◆ **REQUEST**: Reproduce all of the listing below without alteration.

◆ **RECORDED DATA**:
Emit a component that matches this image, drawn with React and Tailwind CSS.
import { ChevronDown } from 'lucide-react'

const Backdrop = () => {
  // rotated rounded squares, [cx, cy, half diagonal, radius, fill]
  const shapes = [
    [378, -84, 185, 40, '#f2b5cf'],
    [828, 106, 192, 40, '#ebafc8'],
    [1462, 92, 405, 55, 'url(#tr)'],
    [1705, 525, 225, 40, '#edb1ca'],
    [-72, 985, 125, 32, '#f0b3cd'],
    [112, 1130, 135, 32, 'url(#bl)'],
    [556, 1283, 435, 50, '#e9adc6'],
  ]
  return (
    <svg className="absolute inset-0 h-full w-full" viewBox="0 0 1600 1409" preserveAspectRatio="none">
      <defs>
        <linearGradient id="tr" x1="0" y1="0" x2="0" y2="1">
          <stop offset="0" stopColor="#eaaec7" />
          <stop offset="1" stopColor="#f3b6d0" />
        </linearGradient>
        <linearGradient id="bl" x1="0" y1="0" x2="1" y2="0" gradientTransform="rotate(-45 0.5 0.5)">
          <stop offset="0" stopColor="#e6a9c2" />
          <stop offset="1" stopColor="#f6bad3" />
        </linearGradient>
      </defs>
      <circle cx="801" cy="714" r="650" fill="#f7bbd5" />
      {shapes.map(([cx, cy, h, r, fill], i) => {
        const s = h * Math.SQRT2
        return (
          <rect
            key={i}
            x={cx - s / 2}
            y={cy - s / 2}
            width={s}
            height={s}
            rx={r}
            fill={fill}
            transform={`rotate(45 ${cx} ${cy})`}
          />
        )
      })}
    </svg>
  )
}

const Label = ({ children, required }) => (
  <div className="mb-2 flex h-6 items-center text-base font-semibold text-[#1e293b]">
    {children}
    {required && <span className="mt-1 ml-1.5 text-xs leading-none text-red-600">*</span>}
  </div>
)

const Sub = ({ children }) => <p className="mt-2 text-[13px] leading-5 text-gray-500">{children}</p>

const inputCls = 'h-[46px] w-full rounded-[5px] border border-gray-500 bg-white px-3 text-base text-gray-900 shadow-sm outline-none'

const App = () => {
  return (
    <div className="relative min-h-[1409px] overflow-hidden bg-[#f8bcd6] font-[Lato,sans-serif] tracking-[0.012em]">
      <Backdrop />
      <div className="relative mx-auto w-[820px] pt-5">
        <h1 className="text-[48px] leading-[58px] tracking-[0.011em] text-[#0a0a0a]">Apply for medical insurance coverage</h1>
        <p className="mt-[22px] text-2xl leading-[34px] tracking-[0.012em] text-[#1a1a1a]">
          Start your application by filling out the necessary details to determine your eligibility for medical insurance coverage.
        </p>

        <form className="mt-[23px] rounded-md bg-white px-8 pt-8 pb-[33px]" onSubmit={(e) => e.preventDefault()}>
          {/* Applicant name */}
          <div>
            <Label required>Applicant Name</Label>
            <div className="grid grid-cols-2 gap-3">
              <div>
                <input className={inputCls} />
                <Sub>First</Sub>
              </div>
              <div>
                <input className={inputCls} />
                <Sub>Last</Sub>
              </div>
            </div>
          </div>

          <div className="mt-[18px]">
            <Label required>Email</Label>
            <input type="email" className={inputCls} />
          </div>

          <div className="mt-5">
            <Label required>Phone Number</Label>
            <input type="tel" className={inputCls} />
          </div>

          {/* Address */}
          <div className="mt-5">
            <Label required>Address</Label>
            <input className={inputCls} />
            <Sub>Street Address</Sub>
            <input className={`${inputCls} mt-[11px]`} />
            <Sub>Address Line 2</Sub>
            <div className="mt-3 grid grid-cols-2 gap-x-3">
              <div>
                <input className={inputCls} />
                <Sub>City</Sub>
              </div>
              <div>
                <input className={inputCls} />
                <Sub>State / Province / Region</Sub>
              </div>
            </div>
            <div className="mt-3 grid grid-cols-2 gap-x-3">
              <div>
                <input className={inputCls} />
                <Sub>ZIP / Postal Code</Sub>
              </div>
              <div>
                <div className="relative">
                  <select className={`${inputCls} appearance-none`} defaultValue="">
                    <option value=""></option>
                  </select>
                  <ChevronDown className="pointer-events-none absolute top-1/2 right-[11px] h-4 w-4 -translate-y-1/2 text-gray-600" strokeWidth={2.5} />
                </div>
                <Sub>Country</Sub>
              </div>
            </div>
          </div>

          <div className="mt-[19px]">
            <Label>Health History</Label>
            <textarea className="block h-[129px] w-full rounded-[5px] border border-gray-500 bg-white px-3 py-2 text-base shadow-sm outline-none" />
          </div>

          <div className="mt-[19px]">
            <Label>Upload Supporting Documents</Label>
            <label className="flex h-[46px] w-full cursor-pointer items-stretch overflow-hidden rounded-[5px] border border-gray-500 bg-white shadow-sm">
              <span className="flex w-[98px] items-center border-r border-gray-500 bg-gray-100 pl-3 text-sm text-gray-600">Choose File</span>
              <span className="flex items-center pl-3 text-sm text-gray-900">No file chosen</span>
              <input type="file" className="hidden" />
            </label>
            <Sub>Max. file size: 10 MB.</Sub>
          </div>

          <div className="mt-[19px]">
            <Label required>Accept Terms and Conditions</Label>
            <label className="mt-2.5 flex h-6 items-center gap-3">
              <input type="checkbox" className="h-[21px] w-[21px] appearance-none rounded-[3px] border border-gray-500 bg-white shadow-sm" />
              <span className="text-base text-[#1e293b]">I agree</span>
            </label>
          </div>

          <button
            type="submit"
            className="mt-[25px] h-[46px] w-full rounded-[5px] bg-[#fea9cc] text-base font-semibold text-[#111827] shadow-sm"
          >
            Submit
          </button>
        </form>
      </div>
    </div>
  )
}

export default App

◆ **CORRECT RESULT**:
Emit a component that matches this image, drawn with React and Tailwind CSS.
import { ChevronDown } from 'lucide-react'

const Backdrop = () => {
  // rotated rounded squares, [cx, cy, half diagonal, radius, fill]
  const shapes = [
    [378, -84, 185, 40, '#f2b5cf'],
    [828, 106, 192, 40, '#ebafc8'],
    [1462, 92, 405, 55, 'url(#tr)'],
    [1705, 525, 225, 40, '#edb1ca'],
    [-72, 985, 125, 32, '#f0b3cd'],
    [112, 1130, 135, 32, 'url(#bl)'],
    [556, 1283, 435, 50, '#e9adc6'],
  ]
  return (
    <svg className="absolute inset-0 h-full w-full" viewBox="0 0 1600 1409" preserveAspectRatio="none">
      <defs>
        <linearGradient id="tr" x1="0" y1="0" x2="0" y2="1">
          <stop offset="0" stopColor="#eaaec7" />
          <stop offset="1" stopColor="#f3b6d0" />
        </linearGradient>
        <linearGradient id="bl" x1="0" y1="0" x2="1" y2="0" gradientTransform="rotate(-45 0.5 0.5)">
          <stop offset="0" stopColor="#e6a9c2" />
          <stop offset="1" stopColor="#f6bad3" />
        </linearGradient>
      </defs>
      <circle cx="801" cy="714" r="650" fill="#f7bbd5" />
      {shapes.map(([cx, cy, h, r, fill], i) => {
        const s = h * Math.SQRT2
        return (
          <rect
            key={i}
            x={cx - s / 2}
            y={cy - s / 2}
            width={s}
            height={s}
            rx={r}
            fill={fill}
            transform={`rotate(45 ${cx} ${cy})`}
          />
        )
      })}
    </svg>
  )
}

const Label = ({ children, required }) => (
  <div className="mb-2 flex h-6 items-center text-base font-semibold text-[#1e293b]">
    {children}
    {required && <span className="mt-1 ml-1.5 text-xs leading-none text-red-600">*</span>}
  </div>
)

const Sub = ({ children }) => <p className="mt-2 text-[13px] leading-5 text-gray-500">{children}</p>

const inputCls = 'h-[46px] w-full rounded-[5px] border border-gray-500 bg-white px-3 text-base text-gray-900 shadow-sm outline-none'

const App = () => {
  return (
    <div className="relative min-h-[1409px] overflow-hidden bg-[#f8bcd6] font-[Lato,sans-serif] tracking-[0.012em]">
      <Backdrop />
      <div className="relative mx-auto w-[820px] pt-5">
        <h1 className="text-[48px] leading-[58px] tracking-[0.011em] text-[#0a0a0a]">Apply for medical insurance coverage</h1>
        <p className="mt-[22px] text-2xl leading-[34px] tracking-[0.012em] text-[#1a1a1a]">
          Start your application by filling out the necessary details to determine your eligibility for medical insurance coverage.
        </p>

        <form className="mt-[23px] rounded-md bg-white px-8 pt-8 pb-[33px]" onSubmit={(e) => e.preventDefault()}>
          {/* Applicant name */}
          <div>
            <Label required>Applicant Name</Label>
            <div className="grid grid-cols-2 gap-3">
              <div>
                <input className={inputCls} />
                <Sub>First</Sub>
              </div>
              <div>
                <input className={inputCls} />
                <Sub>Last</Sub>
              </div>
            </div>
          </div>

          <div className="mt-[18px]">
            <Label required>Email</Label>
            <input type="email" className={inputCls} />
          </div>

          <div className="mt-5">
            <Label required>Phone Number</Label>
            <input type="tel" className={inputCls} />
          </div>

          {/* Address */}
          <div className="mt-5">
            <Label required>Address</Label>
            <input className={inputCls} />
            <Sub>Street Address</Sub>
            <input className={`${inputCls} mt-[11px]`} />
            <Sub>Address Line 2</Sub>
            <div className="mt-3 grid grid-cols-2 gap-x-3">
              <div>
                <input className={inputCls} />
                <Sub>City</Sub>
              </div>
              <div>
                <input className={inputCls} />
                <Sub>State / Province / Region</Sub>
              </div>
            </div>
            <div className="mt-3 grid grid-cols-2 gap-x-3">
              <div>
                <input className={inputCls} />
                <Sub>ZIP / Postal Code</Sub>
              </div>
              <div>
                <div className="relative">
                  <select className={`${inputCls} appearance-none`} defaultValue="">
                    <option value=""></option>
                  </select>
                  <ChevronDown className="pointer-events-none absolute top-1/2 right-[11px] h-4 w-4 -translate-y-1/2 text-gray-600" strokeWidth={2.5} />
                </div>
                <Sub>Country</Sub>
              </div>
            </div>
          </div>

          <div className="mt-[19px]">
            <Label>Health History</Label>
            <textarea className="block h-[129px] w-full rounded-[5px] border border-gray-500 bg-white px-3 py-2 text-base shadow-sm outline-none" />
          </div>

          <div className="mt-[19px]">
            <Label>Upload Supporting Documents</Label>
            <label className="flex h-[46px] w-full cursor-pointer items-stretch overflow-hidden rounded-[5px] border border-gray-500 bg-white shadow-sm">
              <span className="flex w-[98px] items-center border-r border-gray-500 bg-gray-100 pl-3 text-sm text-gray-600">Choose File</span>
              <span className="flex items-center pl-3 text-sm text-gray-900">No file chosen</span>
              <input type="file" className="hidden" />
            </label>
            <Sub>Max. file size: 10 MB.</Sub>
          </div>

          <div className="mt-[19px]">
            <Label required>Accept Terms and Conditions</Label>
            <label className="mt-2.5 flex h-6 items-center gap-3">
              <input type="checkbox" className="h-[21px] w-[21px] appearance-none rounded-[3px] border border-gray-500 bg-white shadow-sm" />
              <span className="text-base text-[#1e293b]">I agree</span>
            </label>
          </div>

          <button
            type="submit"
            className="mt-[25px] h-[46px] w-full rounded-[5px] bg-[#fea9cc] text-base font-semibold text-[#111827] shadow-sm"
          >
            Submit
          </button>
        </form>
      </div>
    </div>
  )
}

export default App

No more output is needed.